(Stated problem):
Present the following data again exactly as it is shown.
--- start of Data shown ---
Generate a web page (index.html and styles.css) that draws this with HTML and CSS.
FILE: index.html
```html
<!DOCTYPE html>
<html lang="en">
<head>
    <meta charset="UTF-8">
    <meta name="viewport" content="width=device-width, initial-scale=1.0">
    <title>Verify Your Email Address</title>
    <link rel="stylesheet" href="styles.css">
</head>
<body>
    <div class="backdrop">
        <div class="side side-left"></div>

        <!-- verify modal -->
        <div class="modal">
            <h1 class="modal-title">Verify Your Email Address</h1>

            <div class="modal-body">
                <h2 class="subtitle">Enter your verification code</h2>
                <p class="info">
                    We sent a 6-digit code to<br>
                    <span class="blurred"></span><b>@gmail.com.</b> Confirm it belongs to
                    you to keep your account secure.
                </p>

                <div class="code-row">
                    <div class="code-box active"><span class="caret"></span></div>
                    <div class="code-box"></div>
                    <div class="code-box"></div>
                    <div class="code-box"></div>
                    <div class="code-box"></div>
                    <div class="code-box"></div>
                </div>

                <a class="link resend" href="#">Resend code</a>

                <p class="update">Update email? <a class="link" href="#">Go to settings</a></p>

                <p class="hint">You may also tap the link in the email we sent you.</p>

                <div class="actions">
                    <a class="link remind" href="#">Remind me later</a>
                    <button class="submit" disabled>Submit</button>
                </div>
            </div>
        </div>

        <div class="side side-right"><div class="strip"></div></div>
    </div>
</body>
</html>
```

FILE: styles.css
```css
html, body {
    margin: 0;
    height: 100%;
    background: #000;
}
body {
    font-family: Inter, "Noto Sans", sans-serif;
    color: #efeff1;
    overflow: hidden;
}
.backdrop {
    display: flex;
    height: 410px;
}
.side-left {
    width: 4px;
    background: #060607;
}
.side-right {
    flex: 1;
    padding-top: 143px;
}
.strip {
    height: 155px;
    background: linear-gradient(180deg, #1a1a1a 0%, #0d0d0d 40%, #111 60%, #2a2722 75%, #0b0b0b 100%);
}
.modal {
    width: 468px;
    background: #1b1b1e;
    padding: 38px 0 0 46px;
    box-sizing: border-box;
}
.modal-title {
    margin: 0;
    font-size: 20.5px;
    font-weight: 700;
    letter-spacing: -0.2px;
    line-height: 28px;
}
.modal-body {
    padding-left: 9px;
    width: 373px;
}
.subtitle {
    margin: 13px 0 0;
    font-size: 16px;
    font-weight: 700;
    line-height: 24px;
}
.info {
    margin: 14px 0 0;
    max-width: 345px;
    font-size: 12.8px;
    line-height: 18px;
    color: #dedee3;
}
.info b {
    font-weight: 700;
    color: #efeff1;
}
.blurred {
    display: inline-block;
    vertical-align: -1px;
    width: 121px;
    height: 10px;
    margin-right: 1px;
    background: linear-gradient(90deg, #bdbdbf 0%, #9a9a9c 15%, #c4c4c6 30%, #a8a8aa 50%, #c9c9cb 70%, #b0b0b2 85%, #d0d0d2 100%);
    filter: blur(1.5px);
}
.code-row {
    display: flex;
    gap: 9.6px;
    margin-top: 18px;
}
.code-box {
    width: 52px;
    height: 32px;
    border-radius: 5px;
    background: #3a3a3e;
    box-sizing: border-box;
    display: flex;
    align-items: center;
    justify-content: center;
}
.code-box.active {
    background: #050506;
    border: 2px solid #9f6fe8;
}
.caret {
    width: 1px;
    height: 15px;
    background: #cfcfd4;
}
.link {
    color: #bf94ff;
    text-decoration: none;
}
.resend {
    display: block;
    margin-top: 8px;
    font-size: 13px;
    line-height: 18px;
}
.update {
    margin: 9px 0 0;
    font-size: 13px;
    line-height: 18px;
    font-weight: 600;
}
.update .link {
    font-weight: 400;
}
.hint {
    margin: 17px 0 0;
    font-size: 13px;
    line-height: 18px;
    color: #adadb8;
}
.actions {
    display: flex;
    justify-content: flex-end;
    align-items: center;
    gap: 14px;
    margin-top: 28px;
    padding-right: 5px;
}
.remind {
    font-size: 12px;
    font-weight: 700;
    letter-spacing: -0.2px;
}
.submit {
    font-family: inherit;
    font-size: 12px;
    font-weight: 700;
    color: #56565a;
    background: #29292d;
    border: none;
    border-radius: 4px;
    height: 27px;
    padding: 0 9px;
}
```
--- end of Data shown ---
(Solution):
Generate a web page (index.html and styles.css) that draws this with HTML and CSS.
FILE: index.html
```html
<!DOCTYPE html>
<html lang="en">
<head>
    <meta charset="UTF-8">
    <meta name="viewport" content="width=device-width, initial-scale=1.0">
    <title>Verify Your Email Address</title>
    <link rel="stylesheet" href="styles.css">
</head>
<body>
    <div class="backdrop">
        <div class="side side-left"></div>

        <!-- verify modal -->
        <div class="modal">
            <h1 class="modal-title">Verify Your Email Address</h1>

            <div class="modal-body">
                <h2 class="subtitle">Enter your verification code</h2>
                <p class="info">
                    We sent a 6-digit code to<br>
                    <span class="blurred"></span><b>@gmail.com.</b> Confirm it belongs to
                    you to keep your account secure.
                </p>

                <div class="code-row">
                    <div class="code-box active"><span class="caret"></span></div>
                    <div class="code-box"></div>
                    <div class="code-box"></div>
                    <div class="code-box"></div>
                    <div class="code-box"></div>
                    <div class="code-box"></div>
                </div>

                <a class="link resend" href="#">Resend code</a>

                <p class="update">Update email? <a class="link" href="#">Go to settings</a></p>

                <p class="hint">You may also tap the link in the email we sent you.</p>

                <div class="actions">
                    <a class="link remind" href="#">Remind me later</a>
                    <button class="submit" disabled>Submit</button>
                </div>
            </div>
        </div>

        <div class="side side-right"><div class="strip"></div></div>
    </div>
</body>
</html>
```

FILE: styles.css
```css
html, body {
    margin: 0;
    height: 100%;
    background: #000;
}
body {
    font-family: Inter, "Noto Sans", sans-serif;
    color: #efeff1;
    overflow: hidden;
}
.backdrop {
    display: flex;
    height: 410px;
}
.side-left {
    width: 4px;
    background: #060607;
}
.side-right {
    flex: 1;
    padding-top: 143px;
}
.strip {
    height: 155px;
    background: linear-gradient(180deg, #1a1a1a 0%, #0d0d0d 40%, #111 60%, #2a2722 75%, #0b0b0b 100%);
}
.modal {
    width: 468px;
    background: #1b1b1e;
    padding: 38px 0 0 46px;
    box-sizing: border-box;
}
.modal-title {
    margin: 0;
    font-size: 20.5px;
    font-weight: 700;
    letter-spacing: -0.2px;
    line-height: 28px;
}
.modal-body {
    padding-left: 9px;
    width: 373px;
}
.subtitle {
    margin: 13px 0 0;
    font-size: 16px;
    font-weight: 700;
    line-height: 24px;
}
.info {
    margin: 14px 0 0;
    max-width: 345px;
    font-size: 12.8px;
    line-height: 18px;
    color: #dedee3;
}
.info b {
    font-weight: 700;
    color: #efeff1;
}
.blurred {
    display: inline-block;
    vertical-align: -1px;
    width: 121px;
    height: 10px;
    margin-right: 1px;
    background: linear-gradient(90deg, #bdbdbf 0%, #9a9a9c 15%, #c4c4c6 30%, #a8a8aa 50%, #c9c9cb 70%, #b0b0b2 85%, #d0d0d2 100%);
    filter: blur(1.5px);
}
.code-row {
    display: flex;
    gap: 9.6px;
    margin-top: 18px;
}
.code-box {
    width: 52px;
    height: 32px;
    border-radius: 5px;
    background: #3a3a3e;
    box-sizing: border-box;
    display: flex;
    align-items: center;
    justify-content: center;
}
.code-box.active {
    background: #050506;
    border: 2px solid #9f6fe8;
}
.caret {
    width: 1px;
    height: 15px;
    background: #cfcfd4;
}
.link {
    color: #bf94ff;
    text-decoration: none;
}
.resend {
    display: block;
    margin-top: 8px;
    font-size: 13px;
    line-height: 18px;
}
.update {
    margin: 9px 0 0;
    font-size: 13px;
    line-height: 18px;
    font-weight: 600;
}
.update .link {
    font-weight: 400;
}
.hint {
    margin: 17px 0 0;
    font-size: 13px;
    line-height: 18px;
    color: #adadb8;
}
.actions {
    display: flex;
    justify-content: flex-end;
    align-items: center;
    gap: 14px;
    margin-top: 28px;
    padding-right: 5px;
}
.remind {
    font-size: 12px;
    font-weight: 700;
    letter-spacing: -0.2px;
}
.submit {
    font-family: inherit;
    font-size: 12px;
    font-weight: 700;
    color: #56565a;
    background: #29292d;
    border: none;
    border-radius: 4px;
    height: 27px;
    padding: 0 9px;
}
```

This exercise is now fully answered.